Che sia Brunetta o che sia Tremonti, che sia Mara Carfagna o Emma Marcegaglia o Lazlo
Andor
(commissario alle politiche sociali della Ue, ignoto ai più), il periodico diktat sull’età pensionabile delle donne che viene da Bruxelles e discende per li rami del governo e del padronato italiani ha qualcosa o di perverso o di ottuso, a scelta, nonché di truffaldino e di totemico, senza scelta. La truffa è questa: bisogna fare cassa, in Europa e in Italia, per fronteggiare la crisi, facendola pagare non a chi l’ha provocatama a chi la patisce. La pillola è amara e iniqua, per farla mandare giù ci vuole lo zucchero di una qualche causa superiore che giustifichi i sacrifici. Quindi si mobilita il totem della parità: basta con quei cinque anni di vantaggio per donne, tutti in pensione a 65 anni.
Il totem paritario è, con ogni evidenza e in questo caso con più evidenza del solito, una trappola e un imbroglio. Sul piano europeo, perché la parificazione forzata di situazioni diversificate non si è rivelata fin qui una politica vincente né convincente: il signor Andor o chi per lui si informi sullo stato del mercato del lavoro femminile e delle politiche sociali nei vari paesi dell’Unione prima di parlare. Sul piano nazionale, perché se a Brunetta, a Tremonti, a Carfagna, a Marcegaglia e a tutti gli adoratori e le adoratrici del totem paritario la parità stesse a cuore davvero e tutti i giorni dell’anno, proverebbero a perequare la situazione dalla base - stipendi, carriere, lavoro familiare - e non dal tetto - l’età pensionabile.

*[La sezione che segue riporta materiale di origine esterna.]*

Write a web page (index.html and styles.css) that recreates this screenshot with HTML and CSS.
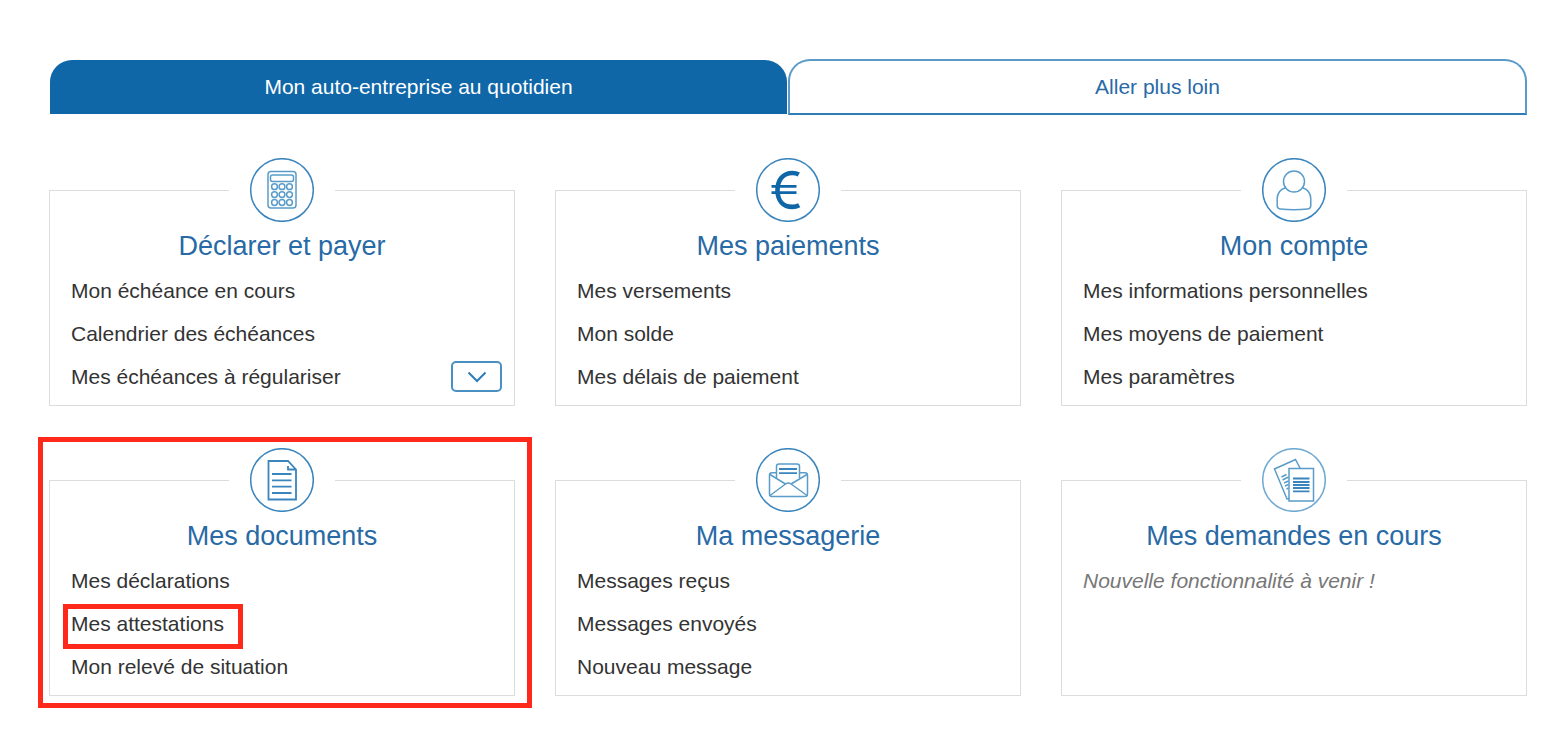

E forse capirebbero che non si possono pareggiare in uscita quantità dispari in entrata senza lasciare intatte o accentuare disuguaglianze preesistenti e senza ignorare differenze qualitative che non vanno né pareggiate né annullate ma semmai valorizzate. Ma gli adoratori e le adoratrici del totem lo sanno benissimo. Sanno benissimo che la possibilità di andare in pensione prima (peraltro spesso solo teorica, perché di fatto già adesso molte scelgono forzosamente di lavorare fino a 65 anni per accumulare i contributi necessari a coprire i buchi di carriere intermittenti o precarie) è per le donne una compensazione irrisoria del lavoro triplo e quadruplo che fanno per tutta la vita: quello retribuito per il mercato, e quello non retribuito per i figli, i genitori, i mariti. E che dunque parificare l’età pensionabile non sarebbe affatto una misura antidiscriminatoria per gli uomini, ma ulteriormente discriminatoria per le donne. Ottusa per l’appunto. E qui interviene la perversione: la parità sarebbe un’ulteriore discriminazione, ma va fatta lo stesso oggi per essere corretta domani. Come? Impegnando il governo (di oggi o di domani?) a trasformare i proventi di quei cinque anni in più di lavoro femminile in asili nido e assistenza agli anziani, così le mamme si toglieranno il peso dei figli e le figlie il peso dei genitori e tutte
saranno felici e contente di lavorare come e quanto gli uomini. Meno felici, forse, di essere eternamente considerate dalla scienza economica come madri o figlie e
non come donne. Meno felici, forse, di essere costrette a parcheggiare i figli in asilo e gli anziani in casa di cura pur di lavorare. Ma queste sono sottigliezze che il totem paritario non contempla. Nemmeno contempla il cambio di passo, di ottica e di analisi sul lavoro femminile che la realtà richiede. Sarebbe infatti ora di smettere di parlare del lavoro femminile solo in termini di miseria sociale, mancanza, arretratezza rispetto alla misura maschile e alla norma fordista. L’immensa ricchezza sociale che noi donne produciamo con il lavoro triplo e quadruplo, pagato e non pagato, obbligato e spontaneo, sottoposto, direzionale, relazionale, non è quantificabile secondo i parametri economici classici e non è compensabile con gli asili nido e con le case di riposo. E’ un eccesso, non una miseria. Un di più, non un meno: e non va in parità. Invece di farcelo andare per forza, economisti e politici provassero a trarne qualche idea per una riforma generale del lavoro, basata non su un irrigidimento ma su una riorganizzazione dei tempi e degli anni di lavoro per tutti, donne e uomini, a misura delle esigenze loro e non dell’impresa, privata o pubblica.L’età in cui andare in pensione dev’essere, entro un arco plausibile di possibilità, scelta e non imposta. E l’esperienza femminile insegna che bisogna adeguare il lavoro ai parametri umani della vita, non la vita ai parametri disumani del lavoro, o peggio, del debito pubblico.